● DATA SEGMENT
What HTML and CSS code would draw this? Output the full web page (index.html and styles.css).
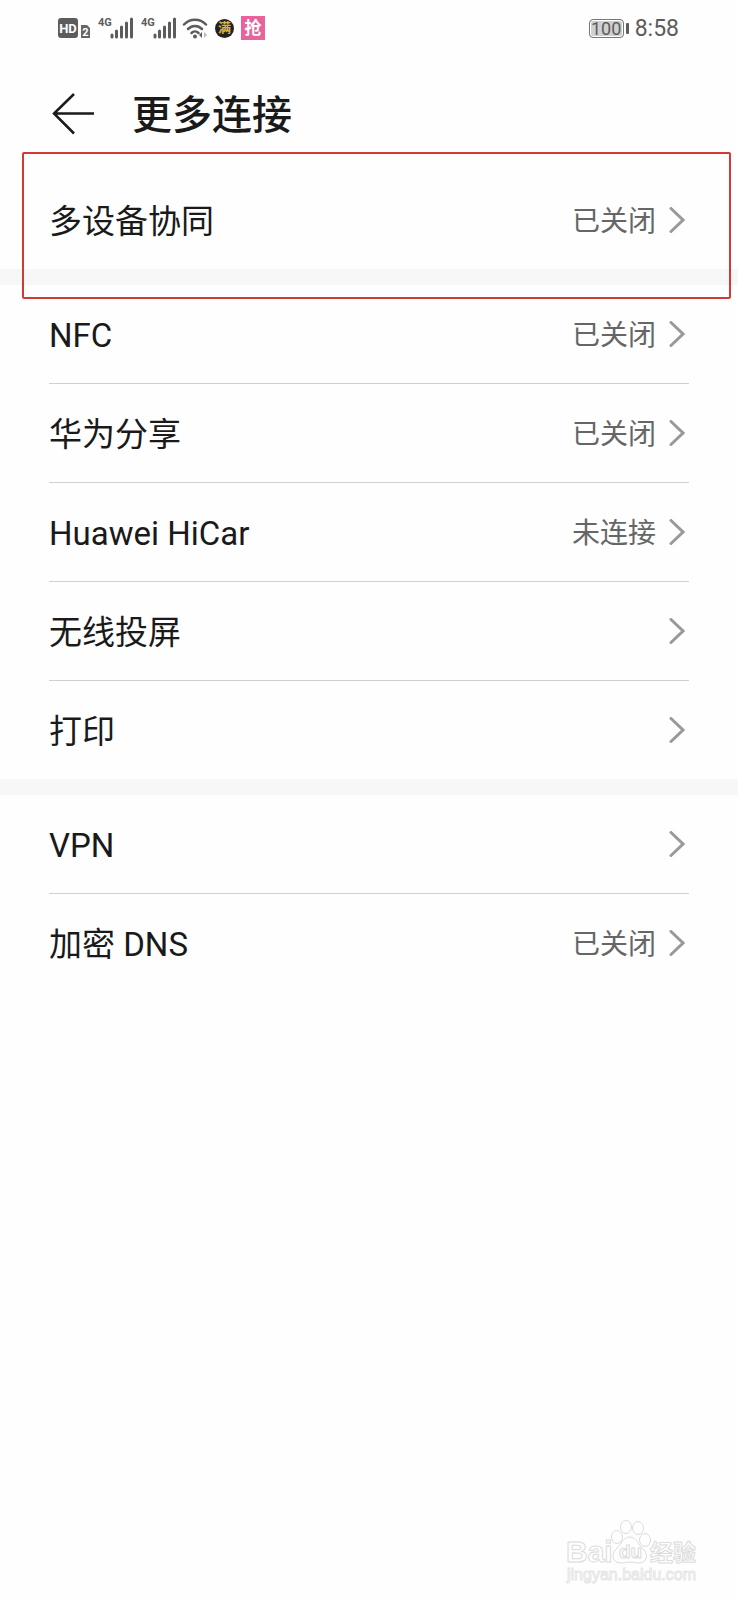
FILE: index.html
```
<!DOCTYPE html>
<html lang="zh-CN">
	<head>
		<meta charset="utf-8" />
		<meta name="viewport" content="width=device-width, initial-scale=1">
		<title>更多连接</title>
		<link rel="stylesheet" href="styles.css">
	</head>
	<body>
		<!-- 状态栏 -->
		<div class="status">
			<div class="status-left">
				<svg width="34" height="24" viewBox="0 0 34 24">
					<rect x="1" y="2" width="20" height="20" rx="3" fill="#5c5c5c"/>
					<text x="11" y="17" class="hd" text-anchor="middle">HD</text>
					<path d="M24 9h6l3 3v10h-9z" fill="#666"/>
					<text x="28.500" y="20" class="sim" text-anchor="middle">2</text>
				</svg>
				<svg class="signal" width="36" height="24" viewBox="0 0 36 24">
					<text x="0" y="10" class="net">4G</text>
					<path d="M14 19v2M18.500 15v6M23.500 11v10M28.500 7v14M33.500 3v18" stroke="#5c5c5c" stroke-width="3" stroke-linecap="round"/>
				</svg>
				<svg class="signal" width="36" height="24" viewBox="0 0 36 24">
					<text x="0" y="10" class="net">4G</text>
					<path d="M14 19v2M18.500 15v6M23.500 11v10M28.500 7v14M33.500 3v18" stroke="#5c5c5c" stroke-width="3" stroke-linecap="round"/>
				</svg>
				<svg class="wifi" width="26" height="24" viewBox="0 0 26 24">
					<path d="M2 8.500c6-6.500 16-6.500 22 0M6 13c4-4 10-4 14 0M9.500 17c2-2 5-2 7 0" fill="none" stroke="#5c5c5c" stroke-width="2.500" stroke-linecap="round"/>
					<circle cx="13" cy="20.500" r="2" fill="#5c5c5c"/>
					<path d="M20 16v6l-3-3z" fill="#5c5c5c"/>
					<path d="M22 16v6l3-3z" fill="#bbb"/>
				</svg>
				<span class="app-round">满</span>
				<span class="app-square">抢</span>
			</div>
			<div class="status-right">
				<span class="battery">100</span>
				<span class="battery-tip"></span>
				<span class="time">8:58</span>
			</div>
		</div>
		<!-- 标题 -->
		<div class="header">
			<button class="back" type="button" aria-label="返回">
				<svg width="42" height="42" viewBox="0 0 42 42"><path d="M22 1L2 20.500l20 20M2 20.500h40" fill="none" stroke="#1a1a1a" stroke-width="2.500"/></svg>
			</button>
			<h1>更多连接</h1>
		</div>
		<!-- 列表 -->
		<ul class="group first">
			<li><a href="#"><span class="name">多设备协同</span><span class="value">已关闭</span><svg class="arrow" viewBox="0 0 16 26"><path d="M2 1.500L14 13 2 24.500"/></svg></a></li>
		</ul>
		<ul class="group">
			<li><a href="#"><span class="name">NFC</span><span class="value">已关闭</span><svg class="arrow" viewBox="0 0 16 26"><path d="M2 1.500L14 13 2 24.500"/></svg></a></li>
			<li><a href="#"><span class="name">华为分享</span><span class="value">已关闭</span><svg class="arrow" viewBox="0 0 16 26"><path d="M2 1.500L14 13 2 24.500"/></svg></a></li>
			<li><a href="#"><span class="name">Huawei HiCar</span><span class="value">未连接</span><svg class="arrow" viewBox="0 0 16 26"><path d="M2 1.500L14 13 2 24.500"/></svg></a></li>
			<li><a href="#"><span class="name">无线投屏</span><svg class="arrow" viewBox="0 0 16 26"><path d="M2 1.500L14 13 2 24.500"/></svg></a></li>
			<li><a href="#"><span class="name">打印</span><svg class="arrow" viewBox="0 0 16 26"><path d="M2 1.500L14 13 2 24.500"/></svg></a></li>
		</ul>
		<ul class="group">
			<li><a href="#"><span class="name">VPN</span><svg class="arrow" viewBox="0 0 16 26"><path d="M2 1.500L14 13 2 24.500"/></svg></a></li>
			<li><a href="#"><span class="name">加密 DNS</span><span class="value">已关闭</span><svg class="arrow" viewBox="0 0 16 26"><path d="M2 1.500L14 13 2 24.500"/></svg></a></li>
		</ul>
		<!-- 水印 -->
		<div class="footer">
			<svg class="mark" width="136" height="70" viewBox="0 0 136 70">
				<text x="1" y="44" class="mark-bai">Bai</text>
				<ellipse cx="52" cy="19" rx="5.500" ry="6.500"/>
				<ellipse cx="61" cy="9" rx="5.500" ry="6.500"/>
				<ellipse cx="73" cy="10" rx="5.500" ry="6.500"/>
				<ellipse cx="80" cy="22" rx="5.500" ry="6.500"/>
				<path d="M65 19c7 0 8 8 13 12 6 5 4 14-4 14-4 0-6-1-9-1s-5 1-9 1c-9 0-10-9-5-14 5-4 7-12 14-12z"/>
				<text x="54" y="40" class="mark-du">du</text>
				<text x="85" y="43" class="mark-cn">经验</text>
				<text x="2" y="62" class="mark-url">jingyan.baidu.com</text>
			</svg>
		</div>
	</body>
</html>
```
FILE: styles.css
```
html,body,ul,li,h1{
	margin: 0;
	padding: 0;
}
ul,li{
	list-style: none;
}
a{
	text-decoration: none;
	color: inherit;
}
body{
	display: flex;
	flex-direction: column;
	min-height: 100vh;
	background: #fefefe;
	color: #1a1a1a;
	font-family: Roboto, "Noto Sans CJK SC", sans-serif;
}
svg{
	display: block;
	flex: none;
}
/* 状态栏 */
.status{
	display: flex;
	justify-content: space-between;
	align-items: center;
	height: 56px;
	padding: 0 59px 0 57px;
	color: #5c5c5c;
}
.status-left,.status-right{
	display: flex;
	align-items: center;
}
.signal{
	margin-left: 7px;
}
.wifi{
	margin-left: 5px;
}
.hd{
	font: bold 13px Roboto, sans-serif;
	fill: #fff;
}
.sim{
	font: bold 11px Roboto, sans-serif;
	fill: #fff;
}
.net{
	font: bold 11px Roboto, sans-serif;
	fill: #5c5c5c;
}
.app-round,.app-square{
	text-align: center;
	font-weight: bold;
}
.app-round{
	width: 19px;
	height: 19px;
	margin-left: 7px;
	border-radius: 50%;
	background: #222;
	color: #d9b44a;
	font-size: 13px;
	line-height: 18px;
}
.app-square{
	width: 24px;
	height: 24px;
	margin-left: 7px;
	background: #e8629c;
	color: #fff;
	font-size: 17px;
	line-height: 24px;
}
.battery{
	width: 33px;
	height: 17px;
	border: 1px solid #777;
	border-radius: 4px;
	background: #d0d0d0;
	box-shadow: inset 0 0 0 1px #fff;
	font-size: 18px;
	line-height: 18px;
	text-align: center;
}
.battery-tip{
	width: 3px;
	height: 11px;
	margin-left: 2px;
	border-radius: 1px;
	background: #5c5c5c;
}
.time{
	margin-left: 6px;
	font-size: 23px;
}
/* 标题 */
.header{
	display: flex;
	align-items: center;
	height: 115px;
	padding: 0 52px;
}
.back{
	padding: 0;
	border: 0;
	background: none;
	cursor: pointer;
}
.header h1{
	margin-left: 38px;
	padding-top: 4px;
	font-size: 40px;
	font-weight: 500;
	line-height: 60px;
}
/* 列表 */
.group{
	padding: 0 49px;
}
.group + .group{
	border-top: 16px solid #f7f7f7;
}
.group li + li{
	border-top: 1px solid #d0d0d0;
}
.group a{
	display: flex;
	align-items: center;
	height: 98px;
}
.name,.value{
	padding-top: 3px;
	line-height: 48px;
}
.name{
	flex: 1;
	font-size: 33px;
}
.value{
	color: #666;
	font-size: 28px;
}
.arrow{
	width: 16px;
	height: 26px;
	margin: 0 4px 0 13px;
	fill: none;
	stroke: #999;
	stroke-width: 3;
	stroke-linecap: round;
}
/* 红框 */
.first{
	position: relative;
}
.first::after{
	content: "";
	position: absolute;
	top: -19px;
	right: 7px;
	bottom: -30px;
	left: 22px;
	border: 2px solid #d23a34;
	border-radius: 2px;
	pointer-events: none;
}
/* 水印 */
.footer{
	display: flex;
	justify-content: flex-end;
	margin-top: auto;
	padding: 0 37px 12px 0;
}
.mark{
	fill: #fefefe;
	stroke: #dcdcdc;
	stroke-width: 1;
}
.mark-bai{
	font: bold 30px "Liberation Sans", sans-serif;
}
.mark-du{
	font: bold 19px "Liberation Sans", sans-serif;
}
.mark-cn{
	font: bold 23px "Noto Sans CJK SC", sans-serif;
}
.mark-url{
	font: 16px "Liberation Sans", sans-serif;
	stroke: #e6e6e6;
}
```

● WHAT TO DO
Which lines contain "styles"? Show each of them.

● EXPECTED OUTPUT
What HTML and CSS code would draw this? Output the full web page (index.html and styles.css).
		<link rel="stylesheet" href="styles.css">
FILE: styles.css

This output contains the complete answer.